Dataset excerpt:
** begin **
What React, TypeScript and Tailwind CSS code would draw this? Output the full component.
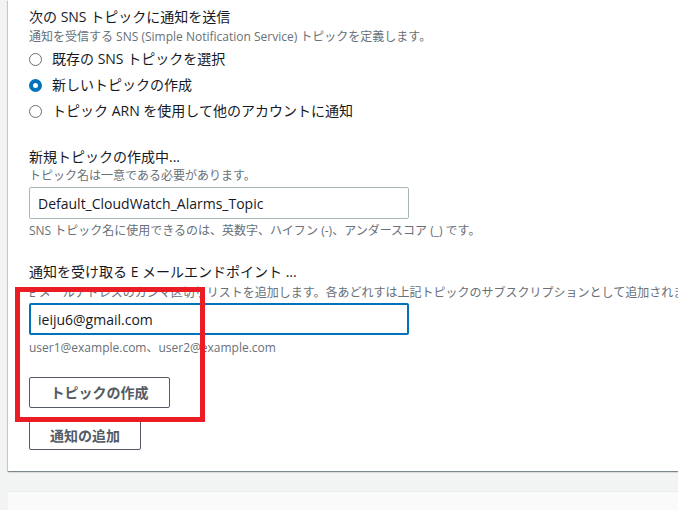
import React from "react";

const font = { fontFamily: '"Open Sans", "Noto Sans CJK JP", sans-serif' };

function Radio({ checked, label }: { checked?: boolean; label: string }) {
  return (
    <div className="flex h-[26px] items-center">
      {checked ? (
        <span className="box-border h-[13px] w-[13px] rounded-full border-[4px] border-[#0073bb] bg-white" />
      ) : (
        <span className="box-border h-[13px] w-[13px] rounded-full border-[1.5px] border-[#687078] bg-white" />
      )}
      <span className="ml-[10px] text-[14px] leading-[20px] text-[#16191f]">{label}</span>
    </div>
  );
}

export default function App() {
  return (
    <div className="relative h-[510px] w-[678px] overflow-hidden bg-[#f2f3f3]" style={font}>
      <div className="ml-[8px] w-[720px] bg-white pb-[21px] pl-[21px] pt-[7px] shadow-[0_1px_1px_0_rgba(0,28,36,0.3),1px_1px_1px_0_rgba(0,28,36,0.15),-1px_1px_1px_0_rgba(0,28,36,0.15)]">
        <div className="text-[14px] leading-[20px] text-[#16191f]">次の SNS トピックに通知を送信</div>
        <div className="mt-[2px] text-[12px] leading-[16px] text-[#687078]">
          通知を受信する SNS (Simple Notification Service) トピックを定義します。
        </div>
        <div className="mt-[1px] flex flex-col">
          <Radio label="既存の SNS トピックを選択" />
          <Radio checked label="新しいトピックの作成" />
          <Radio label="トピック ARN を使用して他のアカウントに通知" />
        </div>

        <div className="mt-[23px] text-[14px] leading-[20px] text-[#16191f]">新規トピックの作成中...</div>
        <div className="mt-[1px] text-[12px] leading-[16px] text-[#687078]">トピック名は一意である必要があります。</div>
        <div className="mt-[3px] box-border flex h-[32px] w-[380px] items-center rounded-[2px] border border-[#aab7b8] px-[8px] text-[14px] text-[#16191f]">
          Default_CloudWatch_Alarms_Topic
        </div>
        <div className="mt-[4px] text-[12px] leading-[16px] text-[#687078]">
          SNS トピック名に使用できるのは、英数字、ハイフン (-)、アンダースコア (_) です。
        </div>

        <div className="mt-[23px] text-[14px] leading-[20px] text-[#16191f]">通知を受け取る E メールエンドポイント ...</div>
        <div className="mt-[3px] whitespace-nowrap text-[12px] leading-[16px] text-[#687078]">
          E メールアドレスのカンマ区切りリストを追加します。各あどれすは上記トピックのサブスクリプションとして追加されます。
        </div>
        <div className="mt-[2px] box-border flex h-[32px] w-[380px] items-center rounded-[2px] border-2 border-[#0073bb] px-[7px] text-[14px] text-[#16191f]">
          ieiju6@gmail.com
        </div>
        <div className="mt-[5px] text-[12px] leading-[16px] text-[#687078]">user1@example.com、user2@example.com</div>

        <div className="mt-[21px] box-border flex h-[31px] w-[141px] items-center justify-center rounded-[2px] border border-[#545b64] text-[14px] font-bold text-[#545b64]">
          トピックの作成
        </div>
        <div className="mt-[12px] box-border flex h-[30px] w-[112px] items-center justify-center rounded-[2px] border border-[#545b64] text-[14px] font-bold text-[#545b64]">
          通知の追加
        </div>
      </div>

      <div className="ml-[8px] mt-[20px] h-[40px] w-[720px] border-t border-[#eaeded] bg-[#fafafa]" />

      <div className="pointer-events-none absolute left-[15px] top-[287px] box-border h-[135px] w-[190px] border-[5px] border-[#ec1c24]" />
    </div>
  );
}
** end **
Stated exercise:
Copy the data exactly. Any picture it contains is to be omitted.

Correct result:
What React, TypeScript and Tailwind CSS code would draw this? Output the full component.
import React from "react";

const font = { fontFamily: '"Open Sans", "Noto Sans CJK JP", sans-serif' };

function Radio({ checked, label }: { checked?: boolean; label: string }) {
  return (
    <div className="flex h-[26px] items-center">
      {checked ? (
        <span className="box-border h-[13px] w-[13px] rounded-full border-[4px] border-[#0073bb] bg-white" />
      ) : (
        <span className="box-border h-[13px] w-[13px] rounded-full border-[1.5px] border-[#687078] bg-white" />
      )}
      <span className="ml-[10px] text-[14px] leading-[20px] text-[#16191f]">{label}</span>
    </div>
  );
}

export default function App() {
  return (
    <div className="relative h-[510px] w-[678px] overflow-hidden bg-[#f2f3f3]" style={font}>
      <div className="ml-[8px] w-[720px] bg-white pb-[21px] pl-[21px] pt-[7px] shadow-[0_1px_1px_0_rgba(0,28,36,0.3),1px_1px_1px_0_rgba(0,28,36,0.15),-1px_1px_1px_0_rgba(0,28,36,0.15)]">
        <div className="text-[14px] leading-[20px] text-[#16191f]">次の SNS トピックに通知を送信</div>
        <div className="mt-[2px] text-[12px] leading-[16px] text-[#687078]">
          通知を受信する SNS (Simple Notification Service) トピックを定義します。
        </div>
        <div className="mt-[1px] flex flex-col">
          <Radio label="既存の SNS トピックを選択" />
          <Radio checked label="新しいトピックの作成" />
          <Radio label="トピック ARN を使用して他のアカウントに通知" />
        </div>

        <div className="mt-[23px] text-[14px] leading-[20px] text-[#16191f]">新規トピックの作成中...</div>
        <div className="mt-[1px] text-[12px] leading-[16px] text-[#687078]">トピック名は一意である必要があります。</div>
        <div className="mt-[3px] box-border flex h-[32px] w-[380px] items-center rounded-[2px] border border-[#aab7b8] px-[8px] text-[14px] text-[#16191f]">
          Default_CloudWatch_Alarms_Topic
        </div>
        <div className="mt-[4px] text-[12px] leading-[16px] text-[#687078]">
          SNS トピック名に使用できるのは、英数字、ハイフン (-)、アンダースコア (_) です。
        </div>

        <div className="mt-[23px] text-[14px] leading-[20px] text-[#16191f]">通知を受け取る E メールエンドポイント ...</div>
        <div className="mt-[3px] whitespace-nowrap text-[12px] leading-[16px] text-[#687078]">
          E メールアドレスのカンマ区切りリストを追加します。各あどれすは上記トピックのサブスクリプションとして追加されます。
        </div>
        <div className="mt-[2px] box-border flex h-[32px] w-[380px] items-center rounded-[2px] border-2 border-[#0073bb] px-[7px] text-[14px] text-[#16191f]">
          ieiju6@gmail.com
        </div>
        <div className="mt-[5px] text-[12px] leading-[16px] text-[#687078]">user1@example.com、user2@example.com</div>

        <div className="mt-[21px] box-border flex h-[31px] w-[141px] items-center justify-center rounded-[2px] border border-[#545b64] text-[14px] font-bold text-[#545b64]">
          トピックの作成
        </div>
        <div className="mt-[12px] box-border flex h-[30px] w-[112px] items-center justify-center rounded-[2px] border border-[#545b64] text-[14px] font-bold text-[#545b64]">
          通知の追加
        </div>
      </div>

      <div className="ml-[8px] mt-[20px] h-[40px] w-[720px] border-t border-[#eaeded] bg-[#fafafa]" />

      <div className="pointer-events-none absolute left-[15px] top-[287px] box-border h-[135px] w-[190px] border-[5px] border-[#ec1c24]" />
    </div>
  );
}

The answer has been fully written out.